● Objective
Report each line of the data that has "index" somewhere in it.

● Saved entries

============================================================

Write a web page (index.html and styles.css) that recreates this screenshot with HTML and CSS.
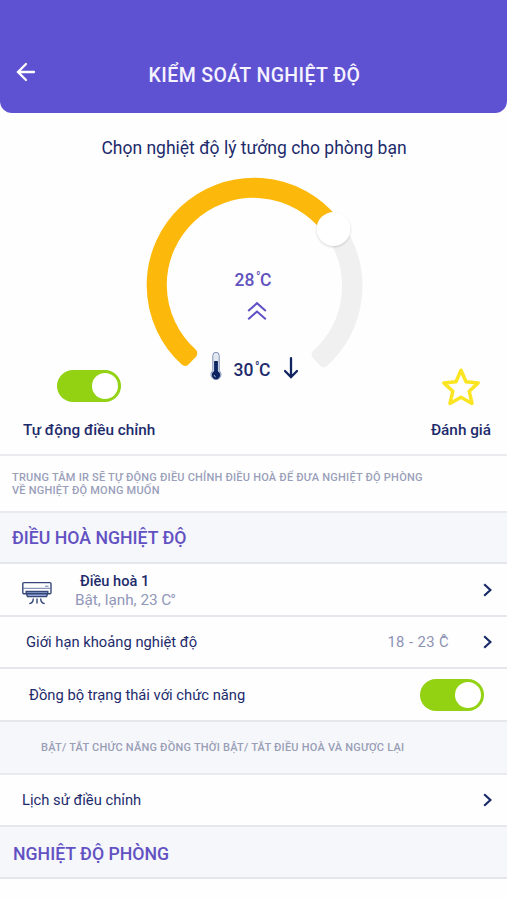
FILE: index.html
```html
<!DOCTYPE html>
<html lang="vi">
<head>
<meta charset="utf-8">
<meta name="viewport" content="width=device-width, initial-scale=1">
<title>Kiểm soát nghiệt độ</title>
<link rel="stylesheet" href="styles.css">
</head>
<body>
<header class="header">
  <svg class="back" width="20" height="20" viewBox="0 0 20 20"><path d="M18 10H2M10 2L2 10L10 18"/></svg>
  <h1 class="title">KIỂM SOÁT NGHIỆT ĐỘ</h1>
</header>
<main>
  <section class="control">
    <p class="intro">Chọn nghiệt độ lý tưởng cho phòng bạn</p>
    <div class="gauge">
      <svg class="dial" width="507" height="215" viewBox="-0.5 167.5 507 215">
        <path class="track" d="M323.1 361.7A102.5 102.5 0 0 0 337.8 225.8L329.3 232A92 92 0 0 1 316 353.9Z"/>
        <path class="level" d="M184.6 360.4A102.5 102.5 0 1 1 334 221L326 228A92 92 0 1 0 191.8 352.8Z"/>
        <circle class="knob" cx="333" cy="228.6" r="17"/>
      </svg>
      <div class="readings">
        <div class="target">28<span class="unit"><i class="deg">°</i>C</span></div>
        <svg class="up" width="20" height="20" viewBox="0 0 20 20"><path d="M1.2 10L10 2.2L18.8 10M1.2 18.3L10 10.5L18.8 18.3"/></svg>
        <div class="current">
          <svg width="14" height="30" viewBox="0 0 14 30">
            <path class="glass" d="M3.8 4.5a3.2 3.2 0 0 1 6.4 0v15.2a5 5 0 1 1-6.4 0Z"/>
            <path class="mercury" d="M7 10v14"/><circle class="bulb" cx="7" cy="24" r="4.2"/>
            <path class="shine" d="M5.2 24.2a1.8 1.8 0 0 0 1.4 1.6"/>
          </svg>
          <span class="value">30<span class="unit"><i class="deg">°</i>C</span></span>
          <svg class="down" width="14" height="22" viewBox="0 0 14 22"><path d="M7 1.2V20M1 14L7 20L13 14"/></svg>
        </div>
      </div>
    </div>
    <div class="actions">
      <div class="action auto"><span class="switch"></span><span class="label">Tự động điều chỉnh</span></div>
      <div class="action rate">
        <svg class="star" width="40" height="40" viewBox="0 0 40 40"><path d="M20 3.2L25 14.7L37.2 15.9L28.2 24.2L31 36.4L20 30.2L9 36.4L11.8 24.2L2.8 15.9L15 14.7Z"/></svg>
        <span class="label">Đánh giá</span>
      </div>
    </div>
  </section>
  <p class="note">TRUNG TÂM IR SẼ TỰ ĐỘNG ĐIỀU CHỈNH ĐIỀU HOÀ ĐỂ ĐƯA NGHIỆT ĐỘ PHÒNG<br>VỀ NGHIỆT ĐỘ MONG MUỐN</p>
  <h2 class="section">ĐIỀU HOÀ NGHIỆT ĐỘ</h2>
  <div class="row device">
    <svg class="ac" width="30" height="24" viewBox="0 0 30 24">
      <path class="vent" d="M4 10.5h22l-1.5 5h-19Z"/>
      <rect class="line" x=".8" y="1.6" width="28.2" height="11.2" rx="1.2"/>
      <path class="line" d="M4.2 12.8V10.5H25.8V12.8M4.5 13L5.5 15.6H24.5L25.5 13"/>
      <path class="thin" d="M1 7.3H29M23 5.2h3.5"/>
      <path class="line" d="M11.3 17.5q0 4.4-4 5.1M15 17.5v5.1M18.7 17.5q0 4.4 4 5.1"/>
    </svg>
    <div class="device-text"><div class="name">Điều hoà 1</div><div class="status">Bật, lạnh, 23 C<i class="after">°</i></div></div>
    <svg class="chevron" width="9" height="14" viewBox="0 0 9 14"><path d="M1.2 1.2L7.4 7L1.2 12.8"/></svg>
  </div>
  <div class="row range">
    <span class="text limit">Giới hạn khoảng nghiệt độ</span><span class="limits">18 - 23 <span class="cdeg">C<i>°</i></span></span>
    <svg class="chevron" width="9" height="14" viewBox="0 0 9 14"><path d="M1.2 1.2L7.4 7L1.2 12.8"/></svg>
  </div>
  <div class="row sync"><span class="text sync-text">Đồng bộ trạng thái với chức năng</span><span class="switch"></span></div>
  <p class="hint">BẬT/ TẮT CHỨC NĂNG ĐỒNG THỜI BẬT/ TẮT ĐIỀU HOÀ VÀ NGƯỢC LẠI</p>
  <div class="row history"><span class="text history-text">Lịch sử điều chỉnh</span>
    <svg class="chevron" width="9" height="14" viewBox="0 0 9 14"><path d="M1.2 1.2L7.4 7L1.2 12.8"/></svg>
  </div>
  <h2 class="section room">NGHIỆT ĐỘ PHÒNG</h2>
</main>
</body>
</html>
```
FILE: styles.css
```css
* { box-sizing: border-box; margin: 0; padding: 0; }
body { background: #fefefe; color: #1d2b6b; font-family: Roboto, "Noto Sans", sans-serif; height: 900px; overflow: hidden; }
svg { display: block; fill: none; flex: none; }
i { font-style: normal; }

.header { height: 113px; background: #5f52d2; border-radius: 0 0 12px 12px; display: grid; grid-template-columns: 53px 1fr 51px; padding-top: 61px; }
.back { margin: 1px 0 0 16px; stroke: #fff; stroke-width: 2.3; stroke-linecap: round; }
.title { color: #f5f3ff; font-size: 19.5px; line-height: 30px; font-weight: 500; text-align: center; letter-spacing: .4px; white-space: nowrap; }

.control { height: 343px; border-bottom: 2px solid #ececf0; }
.intro { height: 55px; padding: 23px 0 0 1px; font-size: 17.5px; line-height: 24px; text-align: center; white-space: nowrap; }
.gauge { display: grid; height: 215px; }
.gauge > * { grid-area: 1 / 1; }
.track { fill: #f0f0f0; stroke: #f0f0f0; stroke-width: 10; stroke-linejoin: round; }
.level { fill: #fdb90b; stroke: #fdb90b; stroke-width: 10; stroke-linejoin: round; }
.knob { fill: #fff; filter: drop-shadow(0 1px 1px rgba(0, 0, 0, .16)); }
.readings { display: flex; flex-direction: column; align-items: center; padding-top: 100px; }
.target, .value { display: flex; font-size: 17.5px; font-weight: 500; line-height: 24px; letter-spacing: .3px; white-space: nowrap; }
.unit { display: flex; margin-left: 1px; }
.deg { font-size: 12px; line-height: 19px; width: 4px; }
.target { color: #6152bd; }
.up { margin: 9px 0 0 6px; stroke: #5f50c3; stroke-width: 2; }
.current { display: flex; align-items: center; margin-top: 28px; }
.value { margin: 9px 0 0 10px; }
.down { margin: 4px 0 0 13px; stroke: #10245f; stroke-width: 2.3; stroke-linecap: round; }
.target { margin-right: 1px; }
.glass { fill: #e3e8f0; stroke: #8090b5; stroke-width: 1; }
.mercury { stroke: #0d2462; stroke-width: 3.8; }
.bulb { fill: #0d2462; }
.shine { stroke: #fff; stroke-width: .8; }

.actions { display: flex; justify-content: space-between; margin-top: -17px; padding: 0 16px 0 23px; }
.action { display: flex; flex-direction: column; align-items: center; }
.label { font-size: 15.3px; line-height: 22px; font-weight: 500; white-space: nowrap; }
.switch { display: block; flex: none; width: 64px; height: 32px; border-radius: 16px; background: #92d213; padding: 3px; }
.switch::after { content: ""; display: block; width: 26px; height: 26px; border-radius: 50%; background: #fff; margin-left: auto; }
.auto .switch { margin-top: 4px; }
.auto .label { margin-top: 17px; }
.star { stroke: #fbe522; stroke-width: 3.5; stroke-linejoin: round; margin-top: 1px; }
.rate .label { margin-top: 12px; }

.note { height: 55px; padding: 15px 12px 0; font-size: 11px; line-height: 13px; font-weight: 500; letter-spacing: .22px; color: #9a9fba; white-space: nowrap; }
.section { height: 53px; padding-left: 12px; background: #f6f7fb; border-top: 2px solid #e9eaf0; border-bottom: 2px solid #e5e6ec; color: #6251c2; font-size: 17.7px; line-height: 50px; font-weight: 500; white-space: nowrap; }
.row { display: flex; align-items: center; padding-right: 15px; border-bottom: 2px solid #e6e7ec; white-space: nowrap; }
.chevron { margin-left: auto; stroke: #192a69; stroke-width: 2.2; }
.device { height: 53px; }
.ac { margin: 6px 0 0 22px; }
.line { stroke: #344778; stroke-width: 1.4; }
.thin { stroke: #5f70a0; stroke-width: .9; }
.vent { fill: #91a5d5; }
.device-text { margin-left: 22px; padding-top: 2px; }
.name { padding-left: 6px; font-size: 14.6px; line-height: 19px; font-weight: 500; }
.status { padding-left: 1px; font-size: 15.3px; line-height: 19px; color: #9197b9; }
.after { margin-left: -1px; }
.range { height: 52px; }
.text { font-size: 14.75px; line-height: 22px; }
.limit { margin-left: 26px; }
.limits { margin-left: auto; font-size: 14.8px; color: #8c92b2; letter-spacing: .4px; }
.range .chevron { margin-left: 34px; }
.cdeg { display: inline-grid; }
.cdeg > i { height: 0; margin-top: -20px; text-align: center; }
.sync { height: 53px; padding-right: 23px; }
.sync-text { margin-left: 29px; }
.sync .switch { margin-left: auto; }
.hint { height: 53px; padding-left: 41px; background: #f6f7fb; border-bottom: 2px solid #e9eaf0; font-size: 11px; line-height: 52px; font-weight: 500; letter-spacing: .22px; color: #999eb6; white-space: nowrap; }
.history { height: 52px; }
.history-text { margin-left: 22px; }
.room { height: 52px; padding-left: 13px; border-top: 0; line-height: 54px; }
```
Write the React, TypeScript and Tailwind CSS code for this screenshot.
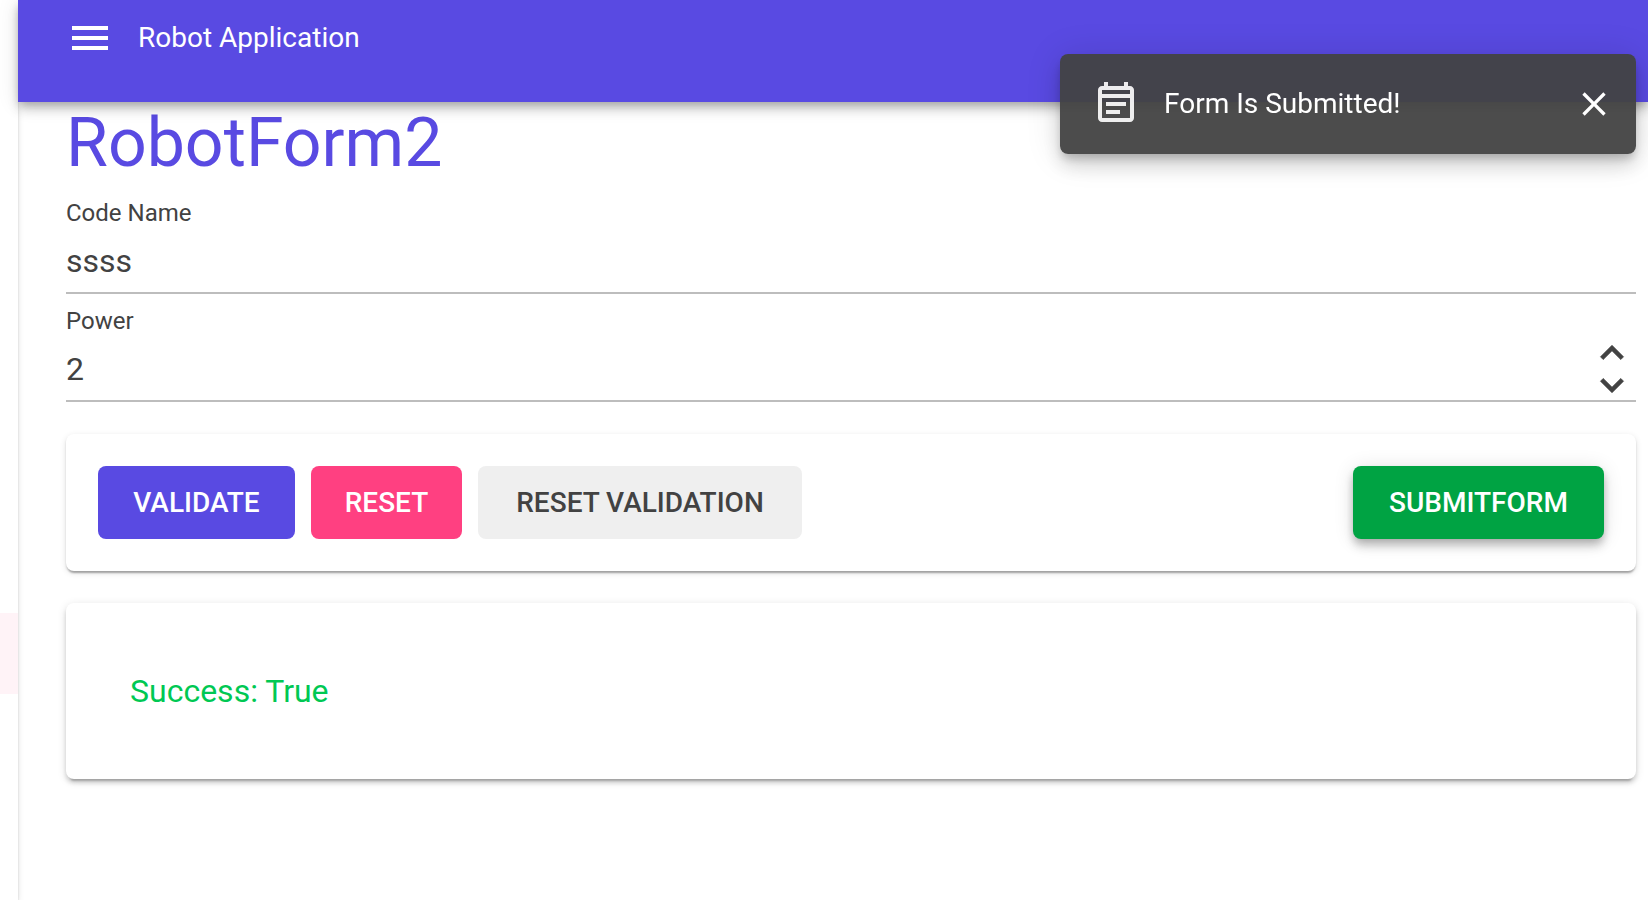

============================================================

● Answer for this exercise
Write a web page (index.html and styles.css) that recreates this screenshot with HTML and CSS.
FILE: index.html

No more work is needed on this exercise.